An M.2 connector can have  1, 2 or 4 pci-e lanes in it. So depending on pci-e version and number of lanes, you could have maximum speed anything between 500 MB/s and 7880 MB/s

The maximum effective speed will depend on the controller used on the SSD and also on memory chips used (MLC is faster than TLC which is much faster than QLC, and even between same type there's differences ex a 96 layer TLC chip may be faster than 112 layer chip, but the 112 layer TLC chip is cheaper so it's more used) 

 

For example, B450 chipset on socket AM4 only creates pci-e 2.0 lanes, while the pci-e lanes coming from CPU are pci-e 3.0.  The M.2 connector close to the CPU will have 4 pci-e 3.0 lanes (and therefore up to around 4 GB/s speeds if the controller on SSD can also achieve that)  but the second M.2 connector will usually receive 2 or 4 pci-e 2.0 lanes from the chipset, so the maximum speed would be 1 GB/s or 2 GB/s 

 

There are adapters that can be plugged in a pci-e slot and support 1 or 2 M.2 drives -  usually the adapter simply routes 4 pci-e lanes from the slot, to the first M.2 connector on the adapter - that's the only NVME SSD supported.
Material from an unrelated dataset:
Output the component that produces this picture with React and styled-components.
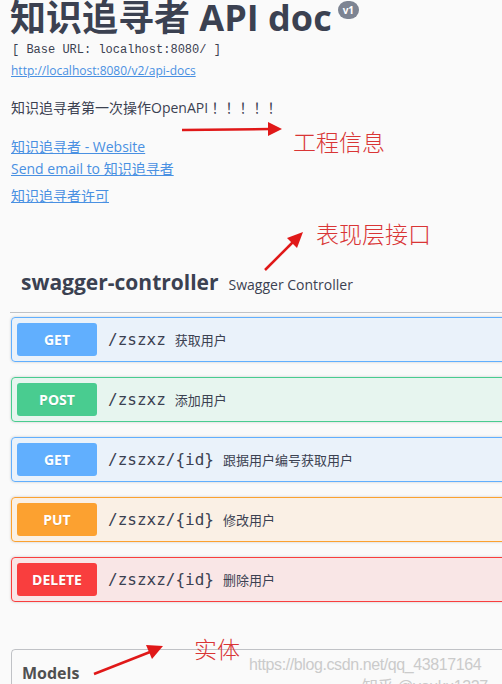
import React from "react";
import styled, { createGlobalStyle } from "styled-components";

const Global = createGlobalStyle`
  html, body { margin: 0; padding: 0; overflow: hidden; background: #fafafa; }
  body { font-family: "Open Sans", "Noto Sans CJK SC", sans-serif; color: #3b4151; }
`;

const Page = styled.div`
  position: relative;
  width: 540px;
  padding-left: 10px;
  height: 684px;
`;

const Info = styled.div`
  display: flex;
  flex-direction: column;
  align-items: flex-start;
`;

const Title = styled.h2`
  margin: 0;
  font-size: 36px;
  line-height: 36px;
  font-weight: 700;
  color: #3b4151;
  display: flex;
  align-items: flex-start;
`;

const Version = styled.span`
  margin-left: 6px;
  margin-top: 1px;
  background: #7d8492;
  color: #fff;
  font-size: 10px;
  font-weight: 700;
  line-height: 18px;
  height: 18px;
  padding: 0 5px;
  border-radius: 9px;
`;

const BaseUrl = styled.pre`
  margin: 6px 0 0 2px;
  font-family: "Liberation Mono", monospace;
  font-size: 12px;
  line-height: 16px;
  color: #3b4151;
`;

const Link = styled.a`
  color: #4990e2;
  text-decoration: underline;
  font-size: ${(p) => (p.$small ? "12px" : "14px")};
  line-height: ${(p) => (p.$small ? "16px" : "20px")};
  margin-top: ${(p) => p.$mt || 0}px;
  margin-left: 1px;
`;

const Description = styled.div`
  margin-top: 18px;
  margin-left: 1px;
  font-size: 14px;
  line-height: 20px;
  color: #3b4151;
`;

const Wide = styled.span`
  font-family: "Noto Sans CJK TC", "Noto Sans CJK SC", sans-serif;
`;

const TagHeader = styled.div`
  margin-top: 61px;
  display: flex;
  align-items: baseline;
  padding: 0 0 15px 11px;
  border-bottom: 1px solid rgba(59, 65, 81, 0.3);
`;

const TagName = styled.span`
  font-size: 21px;
  line-height: 30px;
  font-weight: 700;
  color: #3b4151;
`;

const TagDesc = styled.span`
  margin-left: 10px;
  font-size: 14px;
  color: #3b4151;
`;

const methods = {
  GET: "97, 175, 254",
  POST: "73, 204, 144",
  PUT: "252, 161, 48",
  DELETE: "249, 62, 62",
};

const OpList = styled.div`
  margin-top: 4px;
  display: flex;
  flex-direction: column;
  gap: 15px;
  padding-left: 1px;
`;

const OpBlock = styled.div`
  display: flex;
  align-items: center;
  padding: 5px;
  border: 1px solid rgb(${(p) => p.$rgb});
  background: rgba(${(p) => p.$rgb}, 0.1);
  border-radius: 4px;
  box-shadow: 0 0 3px rgba(0, 0, 0, 0.19);
`;

const Method = styled.span`
  width: 80px;
  height: 33px;
  border-radius: 3px;
  background: rgb(${(p) => p.$rgb});
  color: #fff;
  font-size: 14px;
  font-weight: 700;
  display: flex;
  align-items: center;
  justify-content: center;
  text-shadow: 0 1px 0 rgba(0, 0, 0, 0.1);
`;

const Path = styled.span`
  margin-left: 11px;
  font-family: "DejaVu Sans Mono", monospace;
  font-size: 16px;
  font-weight: 400;
  color: #3b4151;
`;

const OpDesc = styled.span`
  margin-left: 9px;
  font-size: 13px;
  color: #3b4151;
`;

const Models = styled.section`
  margin-top: 47px;
  margin-left: 1px;
  border: 1px solid rgba(59, 65, 81, 0.3);
  border-radius: 4px;
  padding: 12px 10px 40px;
`;

const ModelsTitle = styled.h4`
  margin: 0;
  font-size: 16px;
  line-height: 22px;
  font-weight: 700;
  color: #505050;
`;

const Overlay = styled.svg`
  position: absolute;
  left: 0;
  top: 0;
  pointer-events: none;
`;

const Note = styled.div`
  position: absolute;
  left: ${(p) => p.$x}px;
  top: ${(p) => p.$y}px;
  font-family: "Noto Sans CJK SC", sans-serif;
  font-weight: 300;
  font-size: 23px;
  line-height: 28px;
  color: #d93535;
  white-space: nowrap;
`;

const Watermark = styled.div`
  position: absolute;
  left: ${(p) => p.$x}px;
  top: ${(p) => p.$y}px;
  font-family: "Liberation Sans", "Noto Sans CJK SC", sans-serif;
  font-size: 16px;
  letter-spacing: -0.4px;
  line-height: 22px;
  color: #cbcbcb;
  white-space: nowrap;
`;

const ops = [
  ["GET", "/zszxz", "获取用户"],
  ["POST", "/zszxz", "添加用户"],
  ["GET", "/zszxz/{id}", "跟据用户编号获取用户"],
  ["PUT", "/zszxz/{id}", "修改用户"],
  ["DELETE", "/zszxz/{id}", "删除用户"],
];

export default function App() {
  return (
    <>
      <Global />
      <Page>
        <Info>
          <Title>
            知识追寻者 API doc<Version>v1</Version>
          </Title>
          <BaseUrl>[ Base URL: localhost:8080/ ]</BaseUrl>
          <Link $small $mt={5} href="#">http://localhost:8080/v2/api-docs</Link>
          <Description>
            知识追寻者第一次操作OpenAPI<Wide>！！！！！</Wide>
          </Description>
          <Link $mt={19} href="#">知识追寻者 - Website</Link>
          <Link $mt={2} href="#">Send email to 知识追寻者</Link>
          <Link $mt={7} href="#">知识追寻者许可</Link>
        </Info>
        <TagHeader>
          <TagName>swagger-controller</TagName>
          <TagDesc>Swagger Controller</TagDesc>
        </TagHeader>
        <OpList>
          {ops.map(([m, p, d], i) => (
            <OpBlock key={i} $rgb={methods[m]}>
              <Method $rgb={methods[m]}>{m}</Method>
              <Path>{p}</Path>
              <OpDesc>{d}</OpDesc>
            </OpBlock>
          ))}
        </OpList>
        <Models>
          <ModelsTitle>Models</ModelsTitle>
        </Models>

        <Overlay width="502" height="684" viewBox="0 0 502 684">
          <g fill="#e01818" stroke="#e01818">
            <line x1="182" y1="130" x2="270" y2="129" strokeWidth="2.5" />
            <polygon points="268,122 282,129 268,136" stroke="none" />
            <line x1="265" y1="270" x2="293" y2="242" strokeWidth="2.5" />
            <polygon points="303,232 297,248 287,238" stroke="none" />
            <line x1="94" y1="674" x2="150" y2="652" strokeWidth="2.5" />
            <polygon points="163,646 152,659 146,645" stroke="none" />
          </g>
        </Overlay>
        <Note $x={293} $y={127}>工程信息</Note>
        <Note $x={316} $y={219}>表现层接口</Note>
        <Note $x={194} $y={634}>实体</Note>
        <Watermark $x={249} $y={654}>https://blog.csdn.net/qq_43817164</Watermark>
        <Watermark $x={362} $y={676}>知乎 @youku1327</Watermark>
      </Page>
    </>
  );
}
If the slot is pci-e 2.0, then you get up to 4 pci-e 2.0 lanes and maximum 2 GB/s. 

The second M.2 slot is just SATA, and there's no connection to motherboard besides power - the adapter just offers a slot to plug the adapter in, and a SATA data connector to attach a SATA cable between the adapter and the sata port on your motherboard.